Em 2011, a cidade de Barnaul recebeu uma delegação do Rússia Unida de Moscou e Bútina caiu nas graças de membros da liderança do partido.
“Eles gostaram do nosso manifesto e Maria foi convidada para Moscou”, lembra Zórkin, que a ajudava a organizar sua campanha.
Logo depois disso, Bútina, então com 23 anos de idade, vendeu sua lojinha de móveis em Barnaul, mudou-se para Moscou e registrou oficialmente uma organização chamada “Direito de Portar Armas”.
A Rússia e as armas
Inicialmente, a vida de Bútina em Moscou foi difícil. Com o dinheiro da empresa que vendeu em Barnaul, ela alugou um escritório perto da estação ferroviária Saviôlovski, no extremo norte da capital, e começou a fazer lobby pelo direito do porte de armas na Rússia.
Diante dos desafios, Bútina fazia de tudo para garantir o apoio de figuras influentes.

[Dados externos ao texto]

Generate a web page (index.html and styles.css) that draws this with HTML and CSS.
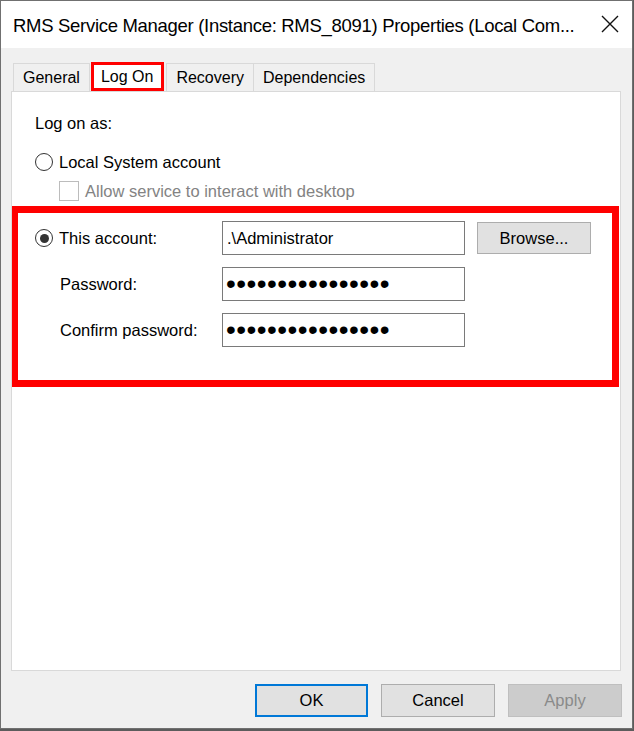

“Ela juntou figurões e os forçou a agir. Ela resolvia muitos problemas com facilidade por ser uma mulher. Homens adultos e sérios ficaram intrigados abordados sobre o assunto por uma jovem que também estava muito bem preparado”, diz Viatchesláv Vaneiev, o líder informal do movimento com a queda de Bútina.
Membros do “Direito de Portar Armas”, entre eles, Vaneiev, atribuem o sucesso inicial do movimento a Bútina e sua paixão pelas armas de fogo. Mas a moça logo percebeu que, entre as influentes figuras russas, muito poucas compartilhavam da ideologia dela.
Mesmo assim, o movimento conquistou seguidores fiéis, como lembra Ivan Zórkin: o líder do Partido Liberal Democrata da Rússia (LDPR, na sigla em russo), o polêmico Vladímir Jirinóvski, assim como o apresentador Ivan Okhlobistin, o figurão da TV Vladímir Solovióv, o funcionário do governo Aleksander Torchin e outras pessoas influentes.
“Ela conseguiu o apoio de muitos membros do parlamento. Todas as alas tinham opositores e apoiadores de Bútina”, diz Zórkin.
Quando o movimento começou a ganhar apoio em Moscou, seus objetivos se tornaram mais ambiciosos. O “Direito de Portar Armas” buscava influenciar determinados aspectos da vida política do país.
Em seu auge, o movimento tinha três áreas principais de ação: a realização de manifestações em favor da liberação da posse de armas de fogo; fazer a Suprema Corte atualizar a noção do direito à autodefesa; e tornar as armas legalizadas para os cidadãos russos.
“Simplificando, o movimento fazia de tudo facilitar a vida das pessoas armadas em solo russo", diz Zórkin.
Apesar do apoio de pessoas influentes, o Direito de Portar Armas” teve a oposição dos cidadãos comuns.
Você quer que a Rússia vire os EUA?
O símbolo original do movimento tinha uma pistola Beretta.
“Este símbolo nos guiava, e alguns moradores locais nos acusavam de ser americanos ou de apoiar os americanos, ou querer que as coisas fossem como nos Estados Unidos [devido aos tiroteios massivos nos EUA] . Qual era o ponto de explicar alguma coisa para essa gente?”, diz Zórkin indignado.
Apesar de Bútina conseguir alguns partidários de seu movimento em Moscou, não conseguiu torná-lo algo verdadeiramente popular. Isto porque os russos médios não se importavam muito com a questão do controle de armas.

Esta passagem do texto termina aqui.